*Stated task:* Search the listing below for "HTML". Copy each matching line.

*Provided records:*
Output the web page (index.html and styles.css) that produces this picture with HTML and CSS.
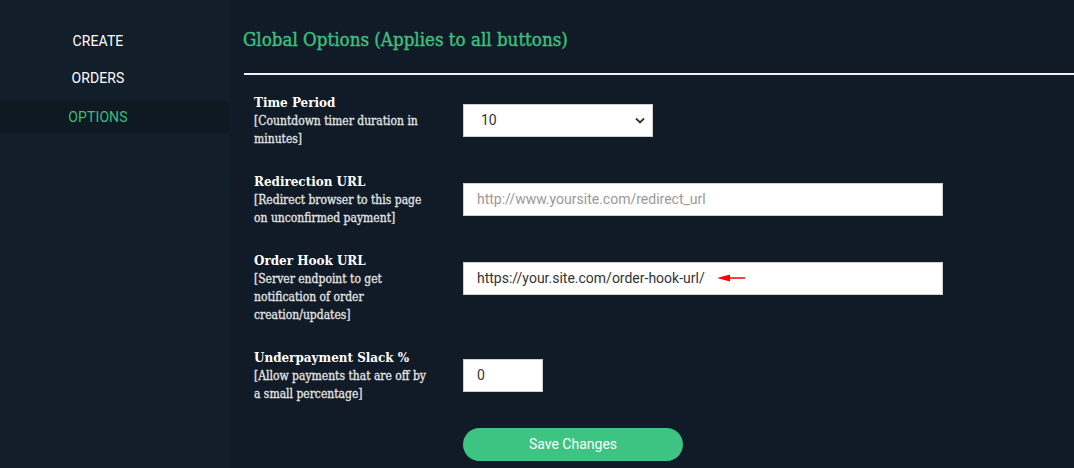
...
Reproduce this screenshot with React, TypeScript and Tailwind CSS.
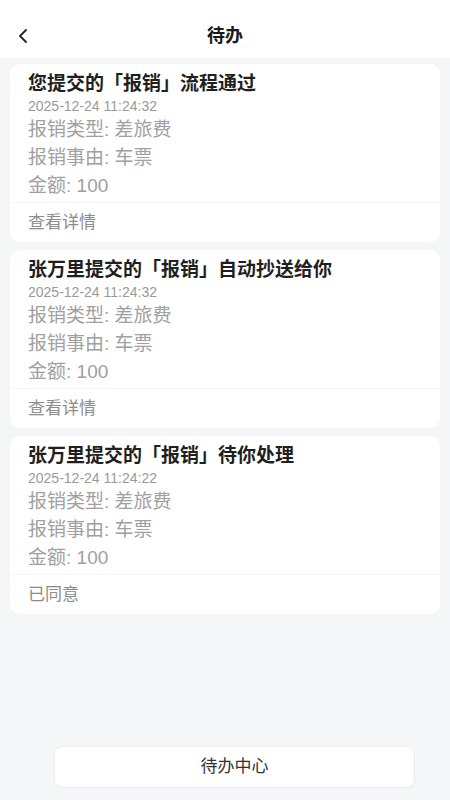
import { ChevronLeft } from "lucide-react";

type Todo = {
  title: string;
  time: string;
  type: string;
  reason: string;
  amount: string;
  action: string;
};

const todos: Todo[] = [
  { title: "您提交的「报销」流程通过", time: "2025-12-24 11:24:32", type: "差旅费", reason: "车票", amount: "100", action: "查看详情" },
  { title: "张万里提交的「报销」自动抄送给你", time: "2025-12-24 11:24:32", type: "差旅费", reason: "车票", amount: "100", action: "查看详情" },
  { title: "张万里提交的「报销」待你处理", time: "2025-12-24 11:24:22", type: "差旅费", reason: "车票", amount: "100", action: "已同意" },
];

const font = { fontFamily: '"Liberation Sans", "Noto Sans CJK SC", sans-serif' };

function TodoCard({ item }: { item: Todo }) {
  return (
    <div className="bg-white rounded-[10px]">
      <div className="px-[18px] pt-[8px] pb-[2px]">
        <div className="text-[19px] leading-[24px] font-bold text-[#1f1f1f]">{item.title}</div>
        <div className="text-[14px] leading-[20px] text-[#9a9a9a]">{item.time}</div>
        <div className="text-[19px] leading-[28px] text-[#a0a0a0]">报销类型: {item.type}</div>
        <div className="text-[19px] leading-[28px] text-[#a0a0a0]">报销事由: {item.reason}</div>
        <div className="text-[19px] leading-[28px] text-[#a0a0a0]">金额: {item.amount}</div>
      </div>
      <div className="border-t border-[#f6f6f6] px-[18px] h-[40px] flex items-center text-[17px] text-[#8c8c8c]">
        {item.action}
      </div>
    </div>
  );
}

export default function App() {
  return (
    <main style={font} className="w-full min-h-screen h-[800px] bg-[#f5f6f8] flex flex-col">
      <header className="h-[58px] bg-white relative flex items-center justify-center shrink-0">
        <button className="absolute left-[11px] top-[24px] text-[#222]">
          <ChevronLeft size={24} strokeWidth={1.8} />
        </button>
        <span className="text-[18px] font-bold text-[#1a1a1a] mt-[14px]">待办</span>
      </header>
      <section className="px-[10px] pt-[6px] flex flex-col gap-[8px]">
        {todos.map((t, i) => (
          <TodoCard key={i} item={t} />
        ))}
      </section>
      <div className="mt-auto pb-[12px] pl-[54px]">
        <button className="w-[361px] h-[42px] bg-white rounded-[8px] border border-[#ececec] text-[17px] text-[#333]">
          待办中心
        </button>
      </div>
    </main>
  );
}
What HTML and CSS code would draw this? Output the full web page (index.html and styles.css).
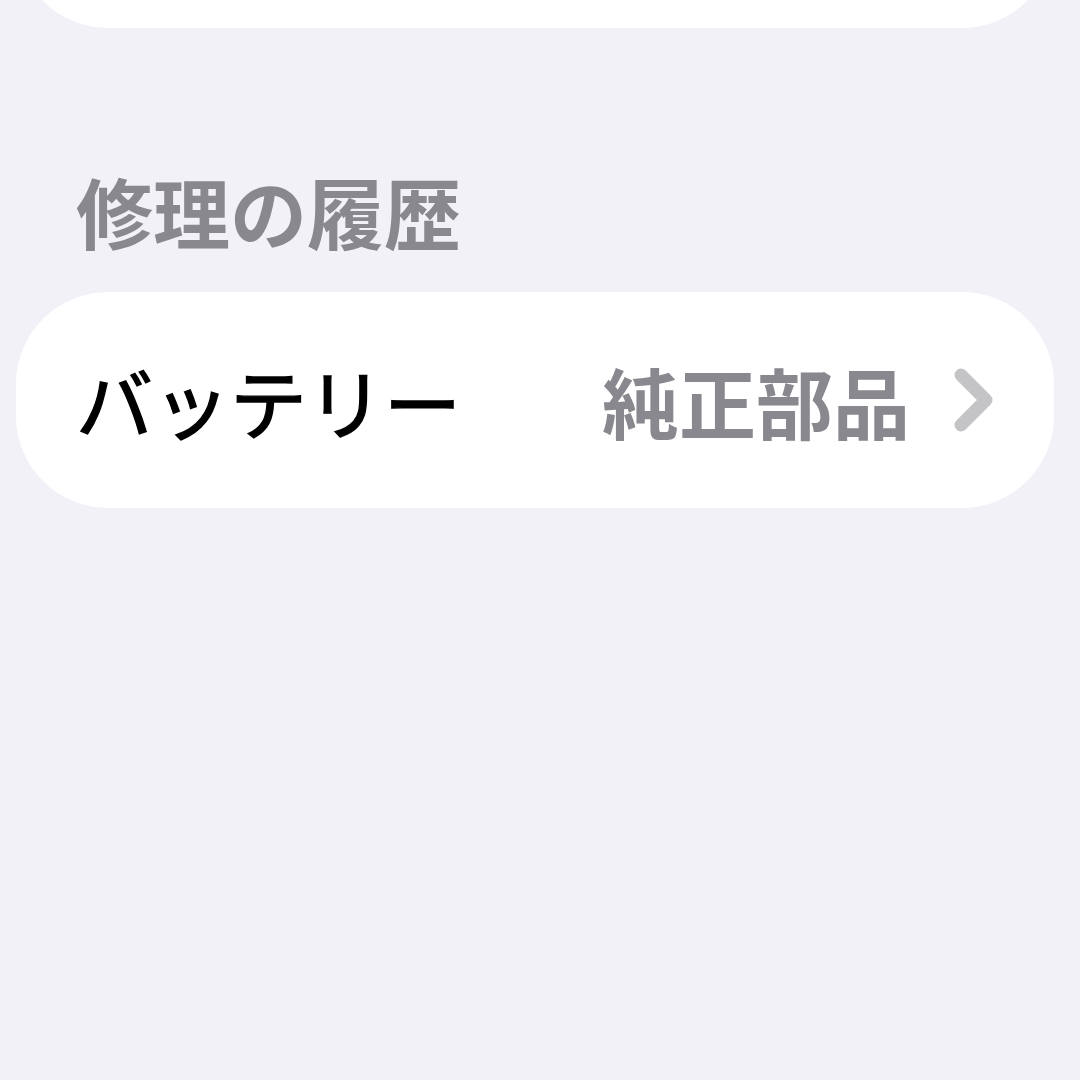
--
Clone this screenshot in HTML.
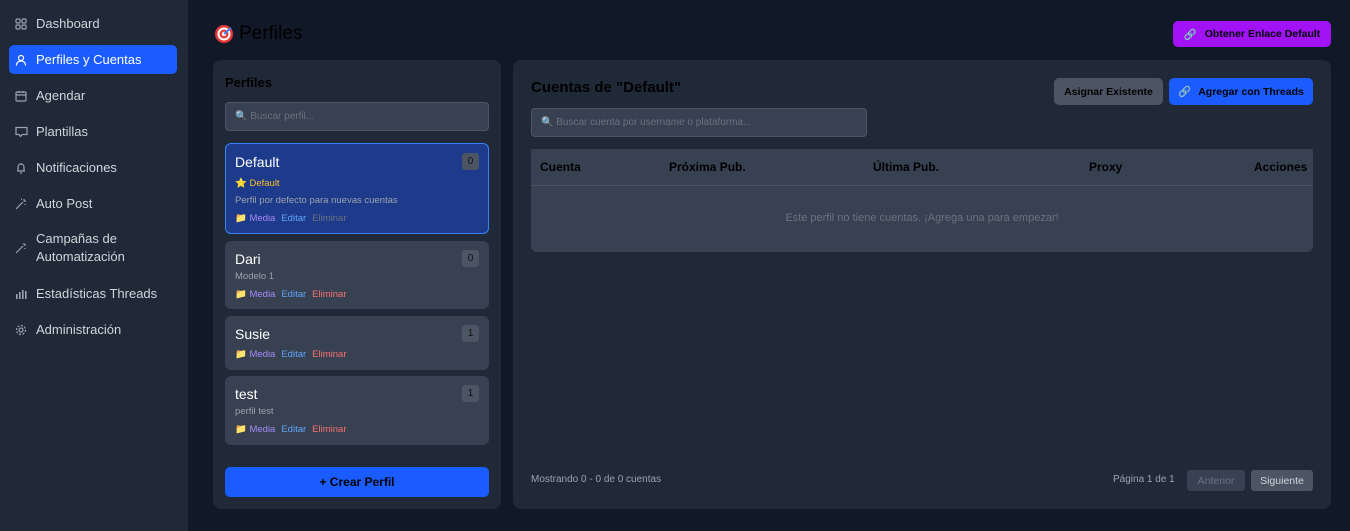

*Output of the task:*
Output the web page (index.html and styles.css) that produces this picture with HTML and CSS.
What HTML and CSS code would draw this? Output the full web page (index.html and styles.css).
Clone this screenshot in HTML.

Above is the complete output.